例をあげます。松田さん(仮名)は、フリーターの期間にうつ病を発症して一時期休んでいました。治療の結果、症状が改善しサラリーマンとして社会復帰しました。しかしその7年後にうつ病でまた休むことになってしまいました。
この場合、医師からすると今回と7年前のうつ病は同一であり因果関係があるので、診断書にも、前のうつ病が再発した判断するでしょう。
しかし、社会的治癒は医学的な治癒とは異なり、前の傷病と後の傷病が同じであることや再発であることは問題とはならず適用されます。ですので、障害年金請求上では二つのうつ病は別個のものとして取り扱われ、「後のうつ病」が初診日として取り扱われます。
*社会的治癒は請求者の不利益を被る可能性がある場合の援用として特別に考案された措置です。よって受給権を否定するためにこの法理が使われる事はありません。
精神疾患における社会的治癒は「医学的には治癒していなくても、軽度と悪化のとの間に外見上治癒していると認められているような状態が一定期間継続した場合」とされています。

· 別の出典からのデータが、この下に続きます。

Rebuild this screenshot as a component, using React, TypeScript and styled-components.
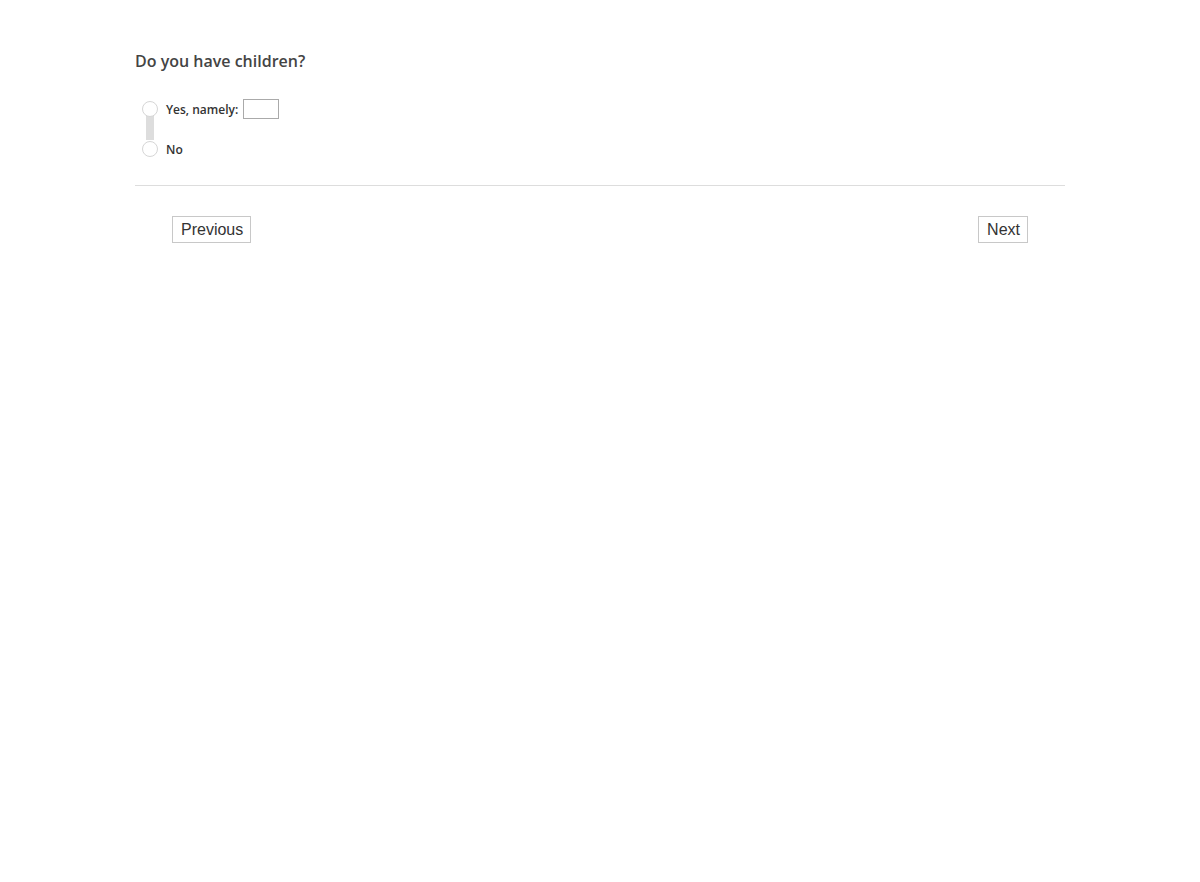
import React from "react";
import styled, { createGlobalStyle } from "styled-components";

const Global = createGlobalStyle`
  html, body { margin: 0; padding: 0; background: #fff; }
  body { font-family: "Open Sans", "Liberation Sans", sans-serif; color: #444; }
`;

const Page = styled.div`
  width: 930px;
  margin: 0 auto;
  padding-top: 50px;
`;

const Question = styled.h2`
  margin: 0;
  font-family: "Open Sans", sans-serif;
  font-weight: 600;
  font-size: 16px;
  line-height: 22px;
  color: #444;
`;

const Options = styled.div`
  position: relative;
  display: flex;
  flex-direction: column;
  gap: 20px;
  margin-top: 27px;
  padding-left: 7px;

  &::before {
    content: "";
    position: absolute;
    left: 11px;
    top: 16px;
    width: 8px;
    height: 25px;
    background: #dddddd;
  }
`;

const Row = styled.label`
  position: relative;
  display: flex;
  align-items: center;
  height: 20px;
  gap: 8px;
`;

const Radio = styled.span`
  box-sizing: border-box;
  width: 16px;
  height: 16px;
  border-radius: 50%;
  border: 1px solid #d6d6d6;
  background: #fff;
  flex: none;
`;

const Label = styled.span`
  font-family: "Open Sans", sans-serif;
  font-weight: 600;
  font-size: 12px;
  color: #333;
  display: flex;
  align-items: center;
  gap: 5px;
`;

const TextBox = styled.input`
  box-sizing: border-box;
  width: 36px;
  height: 20px;
  border: 1px solid #aaa;
  padding: 0;
  margin: 0;
`;

const Divider = styled.hr`
  margin: 26px 0 0;
  border: none;
  border-top: 1px solid #dddddd;
`;

const Nav = styled.div`
  display: flex;
  justify-content: space-between;
  padding: 30px 37px 0;
`;

const NavButton = styled.button`
  font-family: "Liberation Sans", Arial, sans-serif;
  font-size: 16px;
  line-height: 19px;
  color: #333;
  background: #fff;
  border: 1px solid #c8c8c8;
  padding: 3px 7px 3px 8px;
  border-radius: 0;
  cursor: pointer;
`;

export default function App() {
  return (
    <>
      <Global />
      <Page>
        <Question>Do you have children?</Question>
        <Options>
          <Row>
            <Radio />
            <Label>
              Yes, namely: <TextBox type="text" />
            </Label>
          </Row>
          <Row>
            <Radio />
            <Label>No</Label>
          </Row>
        </Options>
        <Divider />
        <Nav>
          <NavButton>Previous</NavButton>
          <NavButton>Next</NavButton>
        </Nav>
      </Page>
    </>
  );
}
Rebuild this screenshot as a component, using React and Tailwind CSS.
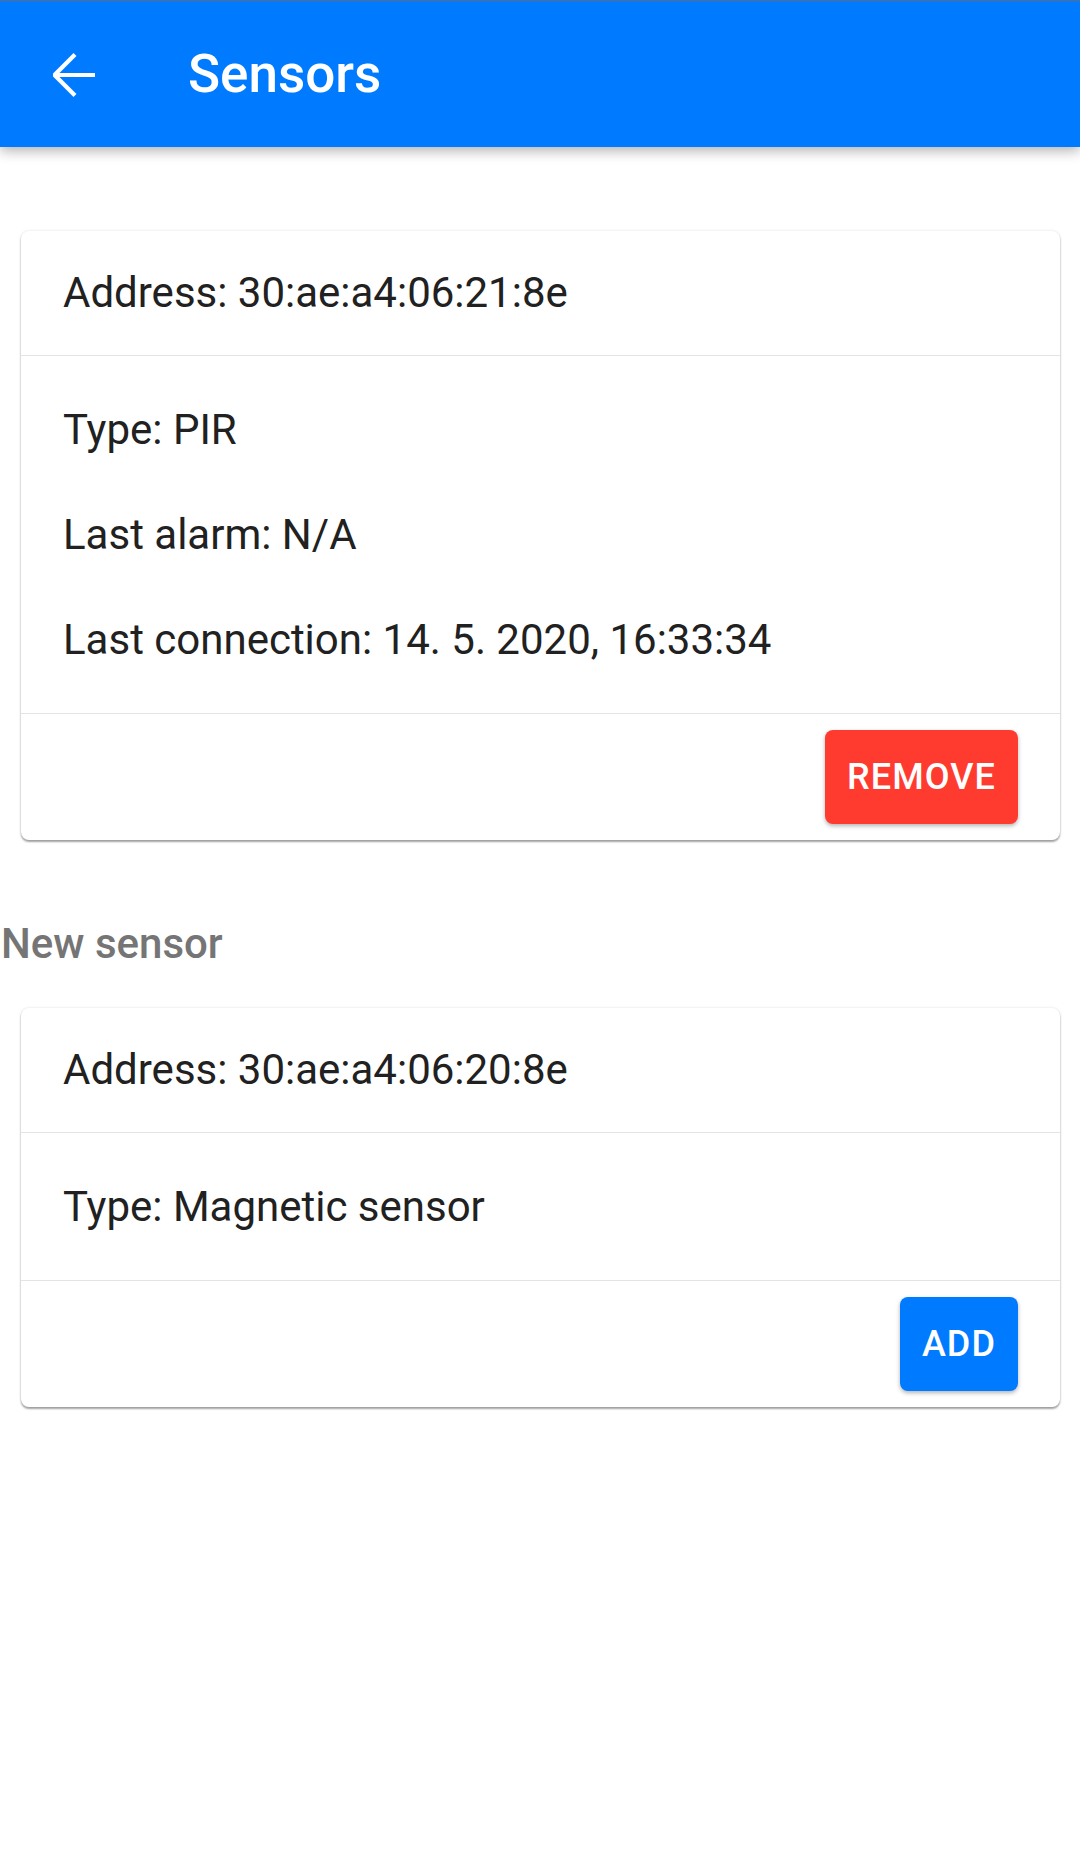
import React from "react";

const font = { fontFamily: "Roboto, 'Noto Sans', sans-serif" };

const BackArrow = () => (
  <svg width="48" height="46" viewBox="0 0 48 46" fill="none">
    <path
      d="M5 23H45M25 2.5L4.5 23L25 43.5"
      stroke="white"
      strokeWidth="4.2"
      strokeLinecap="butt"
      strokeLinejoin="bevel"
    />
  </svg>
);

const SensorCard = ({ address, lines, action }) => (
  <div className="ml-[21px] mr-[20px] rounded-[8px] bg-white shadow-[0_2px_2px_rgba(0,0,0,0.35),0_0_3px_rgba(0,0,0,0.12)]">
    <div className="h-[125px] flex items-center px-[42px] border-b border-[#e4e4e4]">
      <p className="text-[42px] text-[#212121] leading-[50px]">Address: {address}</p>
    </div>
    <div className="py-[21px] px-[42px] border-b border-[#e4e4e4]">
      {lines.map((l) => (
        <p key={l} className="text-[42px] text-[#212121] leading-[105px]">
          {l}
        </p>
      ))}
    </div>
    <div className="flex justify-end py-[16px] pr-[42px]">{action}</div>
  </div>
);

const Button = ({ children, color }) => (
  <button
    className={`h-[94px] px-[22px] rounded-[8px] text-white text-[36px] font-medium tracking-[0.03em] shadow-[0_2px_4px_rgba(0,0,0,0.3)] ${color}`}
  >
    {children}
  </button>
);

export default function App() {
  return (
    <div className="w-[1080px] h-[1857px] bg-white" style={font}>
      <header className="h-[147px] bg-[#007bff] flex items-center shadow-[0_4px_12px_rgba(0,0,0,0.3)] relative border-t-2 border-[#2f74c4]">
        <div className="ml-[50px] flex items-center">
          <BackArrow />
        </div>
        <h1 className="ml-[90px] text-white text-[53px] font-medium">Sensors</h1>
      </header>

      <div className="pt-[84px]">
        <SensorCard
          address="30:ae:a4:06:21:8e"
          lines={["Type: PIR", "Last alarm: N/A", "Last connection: 14. 5. 2020, 16:33:34"]}
          action={<Button color="bg-[#ff3b30]">REMOVE</Button>}
        />

        <p className="mt-[79px] mb-[39px] pl-[1px] text-[42px] leading-[50px] font-medium text-[#757575]">
          New sensor
        </p>

        <SensorCard
          address="30:ae:a4:06:20:8e"
          lines={["Type: Magnetic sensor"]}
          action={<Button color="bg-[#007bff]">ADD</Button>}
        />
      </div>
    </div>
  );
}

外見上治癒にみえても、症状を抑えるために薬を飲み続けている場合は、原則として社会的治癒は認められません。しかし通常使用量の下限または下限に近い水準で維持されており「生体の機能が正常に保持され、悪化の可能性が予測されない状態」にあった場合は、薬事下にあったとしても社会的治癒が認められることがあります。